• United States
by Steve Taylor and Joanie Wexler

Ready for DSU/CSU to be integrated into your routers?

Nov 13, 20032 mins

* New capabilities challenge old boundaries

In the last newsletter, we discussed Visual Networks’ revamped a la carte capabilities and pricing structures.  We also mentioned our frustration and amazement at the relatively low penetration that these devices have made into the marketplace in spite of their obvious value.  We think a part of this low penetration comes from the historical conundrum of having a separate yet highly intelligent DSU/CSU as opposed to an integrated unmanaged DSU/CSU in the router.

But this landscape is rapidly changing.  For some time, suppliers such as QuickEagle have provided routers integrated with managed DSU/CSUs.  Also, the combination of management functions that were previously available only in stand-alone devices with the router took a giant step forward when Cisco and Visual Networks began offering Visual’s capabilities integrated into Cisco’s routers.  Even though the availability of a given level of software on the routers seems to lag just a little behind the stand-alone devices, the same functions are now available with integrated DSU/CSUs.

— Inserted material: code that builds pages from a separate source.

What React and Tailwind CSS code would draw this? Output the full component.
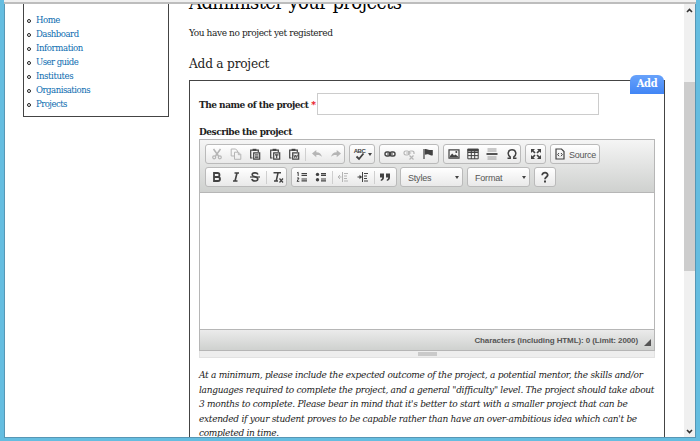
const serif = 'font-["DejaVu_Serif_Condensed","DejaVu_Serif",serif] [font-stretch:condensed]';
const links = [
  ["Home", "tracking-[-0.45px]"],
  ["Dashboard", "tracking-[-0.5px]"],
  ["Information", "tracking-[-0.4px]"],
  ["User guide", "tracking-[-0.55px]"],
  ["Institutes", "tracking-[-0.4px]"],
  ["Organisations", "tracking-[-0.5px]"],
  ["Projects", "tracking-[-0.55px]"],
];

function Icon({ children, dim, className = "w-[19.4px]" }) {
  return (
    <span className={`flex h-full shrink-0 items-center justify-center ${className} ${dim ? "text-[#b5b5b5]" : "text-[#424242]"}`}>
      <svg width="12" height="12" viewBox="0 0 12 12" fill="none" stroke="currentColor" strokeWidth="1.2">
        {children}
      </svg>
    </span>
  );
}

function Group({ className, children }) {
  return (
    <div className={`flex h-[20px] shrink-0 items-center rounded-[3px] border border-[#bababa] bg-linear-to-b from-white to-[#e9e9e9] ${className}`}>
      {children}
    </div>
  );
}

const Sep = () => <span className="mx-[1px] h-[13px] w-px shrink-0 bg-[#cfcfcf]" />;

const Caret = () => <span className="h-0 w-0 border-x-[2.5px] border-t-[3px] border-x-transparent border-t-[#424242]" />;

function Clipboard({ children }) {
  return (
    <>
      <path d="M3.5 10H1.7V2.2H9.3V4" />
      <path d="M3.6 .8h3.8v2H3.6z" fill="currentColor" stroke="none" />
      <path d="M4.7 4.8h6v6.4h-6z" />
      {children}
    </>
  );
}

function Toolbar() {
  return (
    <div className="flex h-[53px] flex-col gap-[3px] border-b border-[#b6b6b6] bg-linear-to-b from-[#f5f5f5] to-[#cfd1cf] pt-[4px] pl-[5px]">
      <div className="flex">
        <Group className="mr-[4px] w-[140px] pl-[1px]">
          <Icon dim><path d="M2.5 1l5 7M9.5 1l-5 7" strokeWidth="1.5" /><circle cx="3.2" cy="9.3" r="1.5" /><circle cx="8.8" cy="9.3" r="1.5" /></Icon>
          <Icon dim><path d="M4 8H1.2V1h4.5l1.8 2v1M4.5 4.2h4l2.3 2.3v4.8H4.5zM8.3 4.4v2.3h2.3" strokeWidth="1" /></Icon>
          <Icon><Clipboard><path d="M6 6.8h3.5M6 8.2h3.5M6 9.6h3.5" strokeWidth=".9" /></Clipboard></Icon>
          <Icon><Clipboard><path d="M6 6.8h3.5M7.7 6.8v3.4" /></Clipboard></Icon>
          <Icon><Clipboard><path d="M5.8 6.6l.9 3 1-2.5 1 2.5.9-3" strokeWidth=".9" /></Clipboard></Icon>
          <Sep />
          <Icon dim><path d="M1 5.5L5.3 2v2.2c3.3 0 5 1.6 5.7 4.8-1.5-1.7-3-2.2-5.7-2v2.2z" fill="currentColor" stroke="none" /></Icon>
          <Icon dim><path d="M11 5.5L6.7 2v2.2C3.4 4.2 1.7 5.8 1 9c1.5-1.7 3-2.2 5.7-2v2.2z" fill="currentColor" stroke="none" /></Icon>
        </Group>
        <Group className="mr-[4px] w-[26px] justify-center gap-[1px]">
          <span className="relative flex h-full w-[14px] justify-center text-[#424242]">
            <span className='pt-[3px] font-["Liberation_Sans",sans-serif] text-[6px] leading-[7px] font-bold tracking-[-0.5px]'>ABC</span>
            <svg className="absolute top-[7px] left-[2px]" width="10" height="9" viewBox="0 0 10 9" fill="none" stroke="currentColor" strokeWidth="1.8"><path d="M1.5 4.5L4 7l4.5-5.5" /></svg>
          </span>
          <Caret />
        </Group>
        <Group className="mr-[4px] w-[60px]">
          <Icon><rect x="1" y="4" width="5" height="4" rx="1.8" strokeWidth="1.4" /><rect x="6" y="4" width="5" height="4" rx="1.8" strokeWidth="1.4" /><path d="M3.2 6h5.6" strokeWidth="1.2" /></Icon>
          <Icon dim><rect x="1" y="3" width="5" height="4" rx="1.8" /><path d="M6 7V4.800A1.800 1.800 0 0 1 7.800 3H9.200A1.800 1.800 0 0 1 11 4.800V6M3.200 5h5" /><path d="M6.500 7.500l4 4M10.500 7.500l-4 4" /></Icon>
          <Icon><path d="M2 1v10" strokeWidth="1.2" /><path d="M2.8 1.2c2-.8 3 .9 5 .7h3v5.3c-2 .7-3-.2-4-.6-1.600-.5-2.500-.2-4 .2z" fill="currentColor" stroke="none" /></Icon>
        </Group>
        <Group className="mr-[4px] w-[78px]">
          <Icon><path d="M1 1.800h10v8.400H1z" /><path d="M2 9.500V8l2.200-2.500L6 7.500l1.500-1L10 8.500v1z" fill="currentColor" stroke="none" /><circle cx="8.300" cy="4" r="1" fill="currentColor" stroke="none" /></Icon>
          <Icon><path d="M.8 1.200h10.400v9.600H.8zM.8 4.500h10.400M.8 7.600h10.400M4.300 3v8M7.700 3v8" strokeWidth="1" /><path d="M.5.800h11v2.700H.5z" fill="currentColor" stroke="none" /></Icon>
          <Icon><path d="M1.500 1h9M1.500 3h9M1.500 9h9M1.500 11h9" stroke="#999" strokeWidth="1" /><path d="M.5 6h11" strokeWidth="1.800" /></Icon>
          <Icon><path d="M1.500 10.300h2.700V8.800C1 6.800 1.700 1.800 6 1.800s5 5 1.800 7v1.500h2.700" strokeWidth="1.500" /></Icon>
        </Group>
        <Group className="mr-[4px] w-[21px] justify-center">
          <Icon><path d="M2 2l3 3M10 2L7 5M2 10l3-3M10 10L7 7" strokeWidth="1.700" /><path d="M1 1h4L1 5zM11 1H7l4 4zM1 11h4L1 7zM11 11H7l4-4z" fill="currentColor" stroke="none" /></Icon>
        </Group>
        <Group className="w-[50px]">
          <Icon className="w-[18px]"><path d="M2 1h5.500L10 3.500V11H2z" /><path d="M5 5L3.700 6.600 5 8.200M7 5l1.300 1.600L7 8.200" strokeWidth="1" /></Icon>
          <span className='mt-px font-["Liberation_Sans",sans-serif] text-[9px] leading-[12px] tracking-[-0.25px] text-[#555]'>Source</span>
        </Group>
      </div>
      <div className="flex">
        <Group className="mr-[4px] w-[82px] pl-[1px]">
          <Icon><path d="M3 2h3.500a2 2 0 0 1 0 4H3zM3 6h4a2 2 0 0 1 0 4H3z" strokeWidth="1.800" /></Icon>
          <Icon><path d="M4.500 2h4.500M3 10h4.500M7 2L5 10" strokeWidth="1.600" /></Icon>
          <Icon><path d="M9 3.500C8 1 3 1.500 3.200 4c.3 2.200 5.700 1.500 5.600 4C8.600 10.700 3.500 10.600 2.800 8" strokeWidth="1.600" /><path d="M1 6h10" strokeWidth="1.200" /></Icon>
          <Sep />
          <Icon><path d="M1.500 1.800h7.500M6 2L4.200 10M2 10h4" strokeWidth="1.500" /><path d="M7.500 7.500l3.500 4M11 7.500l-3.500 4" /></Icon>
        </Group>
        <Group className="mr-[3px] w-[106px]">
          <Icon><path d="M1 2l1.200-.7V5M1 7h2L1 10.300h2.300" strokeWidth="1" /><path d="M5.500 2.500H11M5.500 4.300H11M5.500 8H11M5.500 9.800H11" /></Icon>
          <Icon><circle cx="2.500" cy="3.400" r="1.700" fill="currentColor" stroke="none" /><circle cx="2.500" cy="8.800" r="1.700" fill="currentColor" stroke="none" /><path d="M6 2.600h5M6 4.400h5M6 8h5M6 9.800h5" /></Icon>
          <Sep />
          <Icon dim><path d="M5.500 1v10M7 2.500h4M7 5h3M7 7.500h3M7 10h4M1 6h3.500M3 4L1 6l2 2" strokeWidth="1" /></Icon>
          <Icon><path d="M5.500 1v10M7 2.500h4M7 5h3M7 7.500h3M7 10h4M.5 6h4" strokeWidth="1" /><path d="M2.500 3.700v4.600L5 6z" fill="currentColor" stroke="none" /></Icon>
          <Sep />
          <Icon><path d="M1 2.500h4v4C5 8.300 4 9.500 1.800 9.900V8.500c1-.3 1.400-1 1.400-2H1zM7 2.500h4v4c0 1.800-1 3-3.200 3.400V8.500c1-.3 1.400-1 1.400-2H7z" fill="currentColor" stroke="none" /></Icon>
        </Group>
        {["Styles", "Format"].map((label) => (
          <Group key={label} className="mr-[4px] w-[63px] justify-between pr-[3px] pl-[7px]">
            <span className='mt-px font-["Liberation_Sans",sans-serif] text-[9px] leading-[12px] tracking-[-0.2px] text-[#555]'>{label}</span>
            <Caret />
          </Group>
        ))}
        <Group className="w-[22px] justify-center">
          <Icon><path d="M3.200 4.200c0-3.400 5.800-3.200 5.500 0C8.500 6 6 6 6 8.200" strokeWidth="1.800" /><path d="M5 9.400h2v2H5z" fill="currentColor" stroke="none" /></Icon>
        </Group>
      </div>
    </div>
  );
}

function Editor() {
  return (
    <div className="w-[456px]">
      <div className="flex h-[212px] flex-col border border-[#b6b6b6]">
        <Toolbar />
        <div className="flex-1 bg-white" />
        <div className="flex h-[21px] items-center justify-end gap-[6px] border-t border-[#b6b6b6] bg-linear-to-b from-[#ebebeb] to-[#cfd1cf] pr-[3px]">
          <span className='mt-[1px] font-["Liberation_Sans",sans-serif] text-[8px] font-bold whitespace-nowrap tracking-[-0.1px] text-[#555]'>Characters (including HTML): 0 (Limit: 2000)</span>
          <svg className="mt-[4px]" width="7" height="7" viewBox="0 0 7 7"><path d="M7 0v7H0z" fill="#555" /></svg>
        </div>
      </div>
      <div className="flex h-[7px] justify-center border border-t-0 border-[#e2e2e2] bg-[#eee]">
        <span className="mt-px h-[4px] w-[19px] bg-[#cacaca]" />
      </div>
    </div>
  );
}

const help = [
  ["At a minimum, please include the expected outcome of the project, a potential mentor, the skills and/or", "tracking-[-0.27px]"],
  ["languages required to complete the project, and a general \"difficulty\" level. The project should take about", "tracking-[-0.28px]"],
  ["3 months to complete. Please bear in mind that it's better to start with a smaller project that can be", "tracking-[-0.28px]"],
  ["extended if your student proves to be capable rather than have an over-ambitious idea which can't be", "tracking-[-0.27px]"],
  ["completed in time.", "tracking-[-0.3px]"],
];

export default function App() {
  return (
    <div className={`flex h-[441px] w-[700px] flex-col overflow-hidden border-r-[4px] border-b-[3px] border-l-[4px] border-[#65bde0] bg-white text-[#222] ${serif}`}>
      <div className="h-[4px] shrink-0 border-b-2 border-[#bdbdbd] bg-[#f0f0f0]" />
      <div className="flex min-h-0 flex-1 overflow-hidden border-x border-b border-[#5797b5]">
        <aside className="ml-[18px] h-[113px] w-[146px] shrink-0 border border-t-0 border-[#444] pt-[9px] pl-[3px]">
          <ul>
            {links.map(([name, tracking]) => (
              <li key={name} className="flex h-[14.100px] items-center gap-[5px]">
                <span className="mt-px h-[4px] w-[4px] rounded-full border border-[#222]" />
                <a className={`text-[9.5px] whitespace-nowrap text-[#0b6cb0] ${tracking}`}>{name}</a>
              </li>
            ))}
          </ul>
        </aside>
        <main className="ml-[20px] w-[476px] shrink-0">
          <h1 className="-mt-[15px] h-[29px] text-[20px] leading-[26px] whitespace-nowrap tracking-[-0.600px] text-black">Administer your projects</h1>
          <p className="mt-[8px] h-[14px] text-[10px] leading-[14px] tracking-[-0.390px] whitespace-nowrap">You have no project yet registered</p>
          <h2 className="mt-[13px] h-[20px] text-[13.500px] leading-[20px] tracking-[-0.200px] whitespace-nowrap">Add a project</h2>
          <section className="relative mt-[7px] h-[380px] border border-[#444] pl-[9px]">
            <span className="absolute -top-[6px] right-0 flex h-[19px] w-[34px] items-center justify-center rounded-t-[6px] bg-linear-to-b from-[#67a2fb] to-[#4185f5] text-[11px] font-bold tracking-[-0.3px] text-white">Add</span>
            <div className="mt-[12px] flex h-[22px] items-center">
              <label className="w-[118px] text-[10px] font-bold whitespace-nowrap tracking-[-0.5px]">The name of the project <span className="text-red-600">*</span></label>
              <input className="h-[22px] w-[282px] border border-[#ccc] bg-white" />
            </div>
            <div className="mt-[10px] h-[14px] text-[10px] leading-[14px] font-bold whitespace-nowrap tracking-[-0.48px]">Describe the project</div>
            <Editor />
            <div className="mt-[10px] text-[10px] leading-[14.500px] italic">
              {help.map(([line, tracking]) => (
                <p key={line} className={`whitespace-nowrap ${tracking}`}>{line}</p>
              ))}
            </div>
          </section>
        </main>
        <div className="ml-auto flex w-[11px] shrink-0 flex-col items-center bg-[#f0f0f0]">
          <svg className="mt-[4px] shrink-0" width="7" height="5" viewBox="0 0 7 5" fill="none" stroke="#333" strokeWidth="1.600"><path d="M1 4l2.500-2.500L6 4" /></svg>
          <div className="mt-[69px] h-[189px] w-full shrink-0 bg-[#cdcdcd]" />
          <svg className="mt-auto mb-[3px] shrink-0" width="7" height="5" viewBox="0 0 7 5" fill="none" stroke="#333" strokeWidth="1.600"><path d="M1 1l2.500 2.500L6 1" /></svg>
        </div>
      </div>
    </div>
  );
}
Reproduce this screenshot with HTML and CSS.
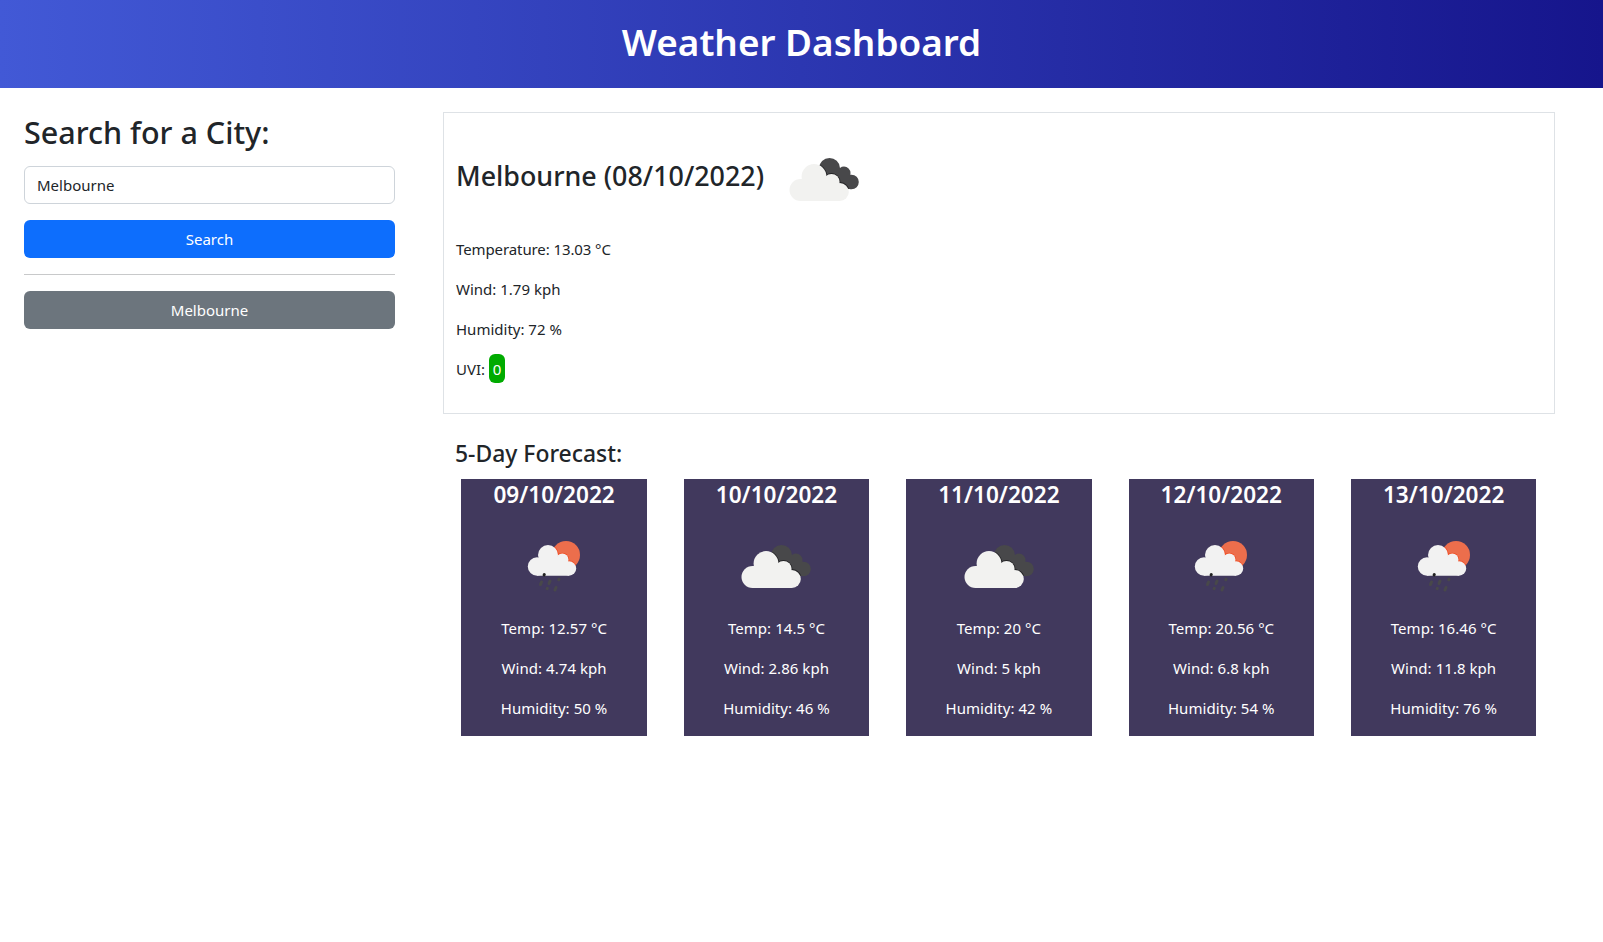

While this integration is a great move forward overall, it does bring up a fascinating question.  In addition to the obvious option of deploying these devices as a discrete piece of customer premise equipment (CPE), all of the major service providers have offered enhanced frame, ATM, and IP-based services where they also supply a managed DSU/CSU as a part of the service.  But the DSU/CSU-to-router physical interface has been the demarcation point between the carrier service and the CPE.  And while the router with the integrated managed DSU/CSU could be provided as a part of a managed router service, we’re not seeing a wholesale movement to this level of managed services.

So here’s the dilemma.  The benefits of having your service provider monitor and maintain the managed DSU/CSU function are obvious, but there are also strong benefits of having DSU/CSU integrated into your customer-supplied router.  So this means having the demarcation point between your service and your CPE being somewhere inside your router.  And we’re not sure most users are ready for this level of “virtual” interface.

We’d like to hear your thoughts on this.  From a theoretical viewpoint, letting the service provider have access to some – but not all – router software makes a lot of sense.  But we’re not sure whether you’re ready to take this step.